Los Angeles city agencies collectively hold an estimated tens of millions of digital image files across departmental servers, and a significant share of them are exact or near-exact duplicates — a storage problem that has quietly inflated IT budgets and slowed public records responses for years. The issue spans departments from the Los Angeles Department of Building and Safety, which processes permit documentation for tens of thousands of properties annually, to the Los Angeles Police Department's evidence management systems along the 110 Freeway corridor facilities in South LA.

The timing matters. With the 2028 Olympics now less than two years out, city technology offices are under pressure to consolidate and modernize infrastructure. Mayor Karen Bass's housing emergency declaration has simultaneously pushed a surge of permit applications and inspection photo uploads through the Department of Building and Safety's digital pipeline. Every redundant file compounds the problem.

What the Numbers Actually Show

Digital asset management specialists who work with municipal governments estimate that duplicate image rates in unmanaged enterprise archives typically run between 20 and 40 percent of total stored files. Applied to a department like the Los Angeles Bureau of Engineering — which maintains visual documentation for thousands of active infrastructure projects, from the Sixth Street Viaduct reconstruction to ongoing Metro line extensions — even a conservative 25 percent duplication rate across a multi-terabyte archive translates to substantial unnecessary expenditure. Cloud and on-premise storage costs for government-grade systems in California have hovered around $0.023 per gigabyte per month for standard tiers, meaning a 50-terabyte archive carrying 25 percent dead weight runs up roughly $3,500 in avoidable annual storage costs per department — multiplied across dozens of city agencies, the figure climbs into the hundreds of thousands of dollars citywide.

The Los Angeles County Office of the Assessor, which maintains parcel photography records for more than 2.5 million properties across the county, publicly updated its digital records management policy in 2023 to begin phasing in deduplication protocols. The City of Los Angeles Information Technology Agency, headquartered near City Hall East on Main Street in Downtown, has piloted image-hash-based deduplication tools on a limited basis, but a full rollout across all city departments has not been publicly scheduled as of this writing.

The LAPD's body-worn camera program alone generates enormous quantities of image and video data daily. The department expanded its camera deployment program significantly after 2020, and while video files differ technically from static images, the same underlying duplication problem — multiple officers photographing the same scene, multiple uploads of the same file — applies to evidence photograph archives managed out of facilities including the Southeast Division station on 108th Street in Watts.

What Comes Next for City Systems

The pressure to act is building from multiple directions.
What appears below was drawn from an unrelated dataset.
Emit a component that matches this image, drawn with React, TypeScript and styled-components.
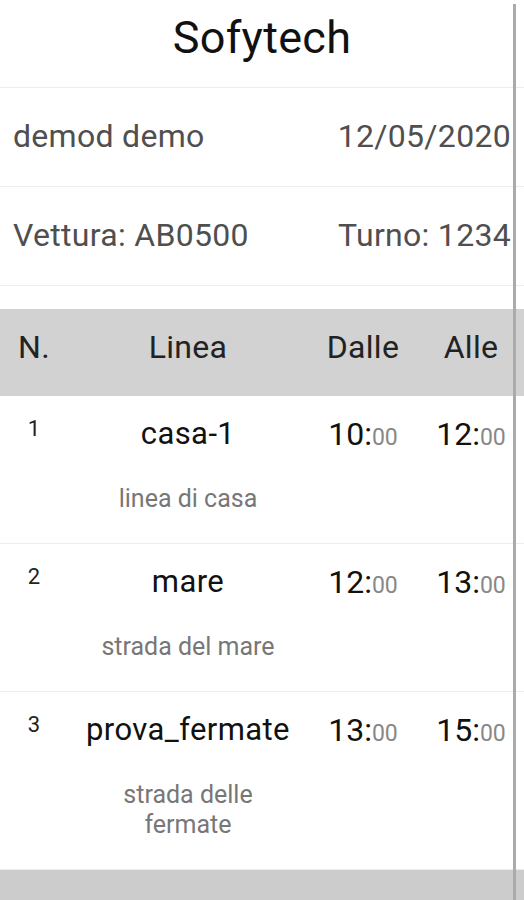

The California Department of Finance has signaled continued scrutiny of municipal IT spending as part of its oversight of local government efficiency. Separately, the LA Controller's office has in recent years pushed for greater transparency in how city agencies account for technology expenditures, including storage contracts.

For departments managing Olympic-related documentation — the LA28 organizing committee, for example, is coordinating with city agencies on venue permitting and security planning at sites including SoFi Stadium in Inglewood and the Intuit Dome in Inglewood — the stakes of a cluttered, inefficient image archive are practical, not just financial. Slow retrieval times and misidentified files in permit and inspection records can delay construction timelines that have no slack built in given the July 2028 deadline.

Digital records managers recommend that city agencies implement automated perceptual hashing — a technique that identifies visually similar images even if file names differ — as a first pass before any major archive migration. The process typically reduces storage loads by 15 to 30 percent in real-world government deployments without deleting any file that hasn't been verified as a true duplicate. For Los Angeles, that kind of housekeeping before the Olympic infrastructure sprint gets underway would be the smart move. The data says it's already overdue.